- [THE PROBLEM]: Please transcribe the data below exactly. Leave the pictures out.
--
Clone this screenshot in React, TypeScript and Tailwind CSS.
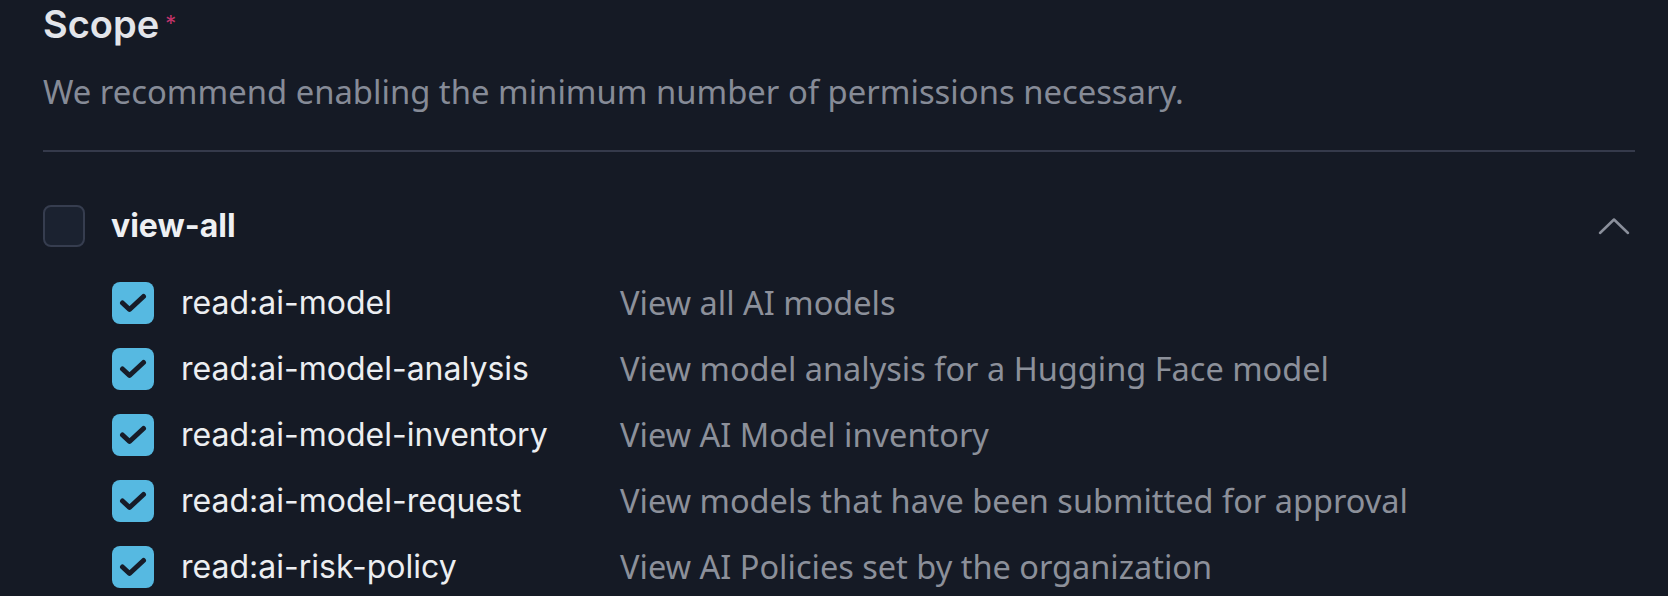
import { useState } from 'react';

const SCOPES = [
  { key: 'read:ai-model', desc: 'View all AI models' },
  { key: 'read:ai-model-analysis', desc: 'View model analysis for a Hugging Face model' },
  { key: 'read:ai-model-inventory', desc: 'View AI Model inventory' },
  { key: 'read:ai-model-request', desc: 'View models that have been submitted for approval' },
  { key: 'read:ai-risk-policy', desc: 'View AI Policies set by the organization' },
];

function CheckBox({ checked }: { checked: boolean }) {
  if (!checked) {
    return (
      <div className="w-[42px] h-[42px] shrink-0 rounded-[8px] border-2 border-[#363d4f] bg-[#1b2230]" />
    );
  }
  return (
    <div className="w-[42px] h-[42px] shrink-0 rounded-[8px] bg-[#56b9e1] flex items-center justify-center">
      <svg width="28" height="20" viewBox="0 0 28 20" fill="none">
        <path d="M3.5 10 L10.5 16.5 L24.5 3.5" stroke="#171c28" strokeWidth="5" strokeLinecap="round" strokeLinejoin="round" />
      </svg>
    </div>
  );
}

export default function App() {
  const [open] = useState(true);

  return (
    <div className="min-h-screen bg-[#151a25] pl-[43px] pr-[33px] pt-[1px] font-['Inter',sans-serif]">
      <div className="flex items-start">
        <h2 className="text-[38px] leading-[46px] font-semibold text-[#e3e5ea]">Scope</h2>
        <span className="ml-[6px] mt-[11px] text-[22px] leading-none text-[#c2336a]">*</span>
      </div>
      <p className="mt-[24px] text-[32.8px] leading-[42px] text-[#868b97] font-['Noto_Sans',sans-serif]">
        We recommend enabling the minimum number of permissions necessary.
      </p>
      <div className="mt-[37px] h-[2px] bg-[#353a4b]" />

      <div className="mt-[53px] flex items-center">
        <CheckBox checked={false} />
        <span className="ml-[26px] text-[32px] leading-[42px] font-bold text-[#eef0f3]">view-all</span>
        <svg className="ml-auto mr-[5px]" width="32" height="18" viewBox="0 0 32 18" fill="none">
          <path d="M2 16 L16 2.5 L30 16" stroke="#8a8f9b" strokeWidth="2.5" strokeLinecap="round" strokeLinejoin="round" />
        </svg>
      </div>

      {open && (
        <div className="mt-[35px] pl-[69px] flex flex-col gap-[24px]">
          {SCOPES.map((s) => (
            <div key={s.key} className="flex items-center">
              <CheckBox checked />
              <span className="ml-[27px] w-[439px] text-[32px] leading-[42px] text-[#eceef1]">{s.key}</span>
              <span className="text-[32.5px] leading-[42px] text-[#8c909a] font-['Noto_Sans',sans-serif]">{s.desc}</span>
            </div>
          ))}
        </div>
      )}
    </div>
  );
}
--
- [SOLUTION TO THIS EXERCISE]:
Clone this screenshot in React, TypeScript and Tailwind CSS.
import { useState } from 'react';

const SCOPES = [
  { key: 'read:ai-model', desc: 'View all AI models' },
  { key: 'read:ai-model-analysis', desc: 'View model analysis for a Hugging Face model' },
  { key: 'read:ai-model-inventory', desc: 'View AI Model inventory' },
  { key: 'read:ai-model-request', desc: 'View models that have been submitted for approval' },
  { key: 'read:ai-risk-policy', desc: 'View AI Policies set by the organization' },
];

function CheckBox({ checked }: { checked: boolean }) {
  if (!checked) {
    return (
      <div className="w-[42px] h-[42px] shrink-0 rounded-[8px] border-2 border-[#363d4f] bg-[#1b2230]" />
    );
  }
  return (
    <div className="w-[42px] h-[42px] shrink-0 rounded-[8px] bg-[#56b9e1] flex items-center justify-center">
      <svg width="28" height="20" viewBox="0 0 28 20" fill="none">
        <path d="M3.5 10 L10.5 16.5 L24.5 3.5" stroke="#171c28" strokeWidth="5" strokeLinecap="round" strokeLinejoin="round" />
      </svg>
    </div>
  );
}

export default function App() {
  const [open] = useState(true);

  return (
    <div className="min-h-screen bg-[#151a25] pl-[43px] pr-[33px] pt-[1px] font-['Inter',sans-serif]">
      <div className="flex items-start">
        <h2 className="text-[38px] leading-[46px] font-semibold text-[#e3e5ea]">Scope</h2>
        <span className="ml-[6px] mt-[11px] text-[22px] leading-none text-[#c2336a]">*</span>
      </div>
      <p className="mt-[24px] text-[32.8px] leading-[42px] text-[#868b97] font-['Noto_Sans',sans-serif]">
        We recommend enabling the minimum number of permissions necessary.
      </p>
      <div className="mt-[37px] h-[2px] bg-[#353a4b]" />

      <div className="mt-[53px] flex items-center">
        <CheckBox checked={false} />
        <span className="ml-[26px] text-[32px] leading-[42px] font-bold text-[#eef0f3]">view-all</span>
        <svg className="ml-auto mr-[5px]" width="32" height="18" viewBox="0 0 32 18" fill="none">
          <path d="M2 16 L16 2.5 L30 16" stroke="#8a8f9b" strokeWidth="2.5" strokeLinecap="round" strokeLinejoin="round" />
        </svg>
      </div>

      {open && (
        <div className="mt-[35px] pl-[69px] flex flex-col gap-[24px]">
          {SCOPES.map((s) => (
            <div key={s.key} className="flex items-center">
              <CheckBox checked />
              <span className="ml-[27px] w-[439px] text-[32px] leading-[42px] text-[#eceef1]">{s.key}</span>
              <span className="text-[32.5px] leading-[42px] text-[#8c909a] font-['Noto_Sans',sans-serif]">{s.desc}</span>
            </div>
          ))}
        </div>
      )}
    </div>
  );
}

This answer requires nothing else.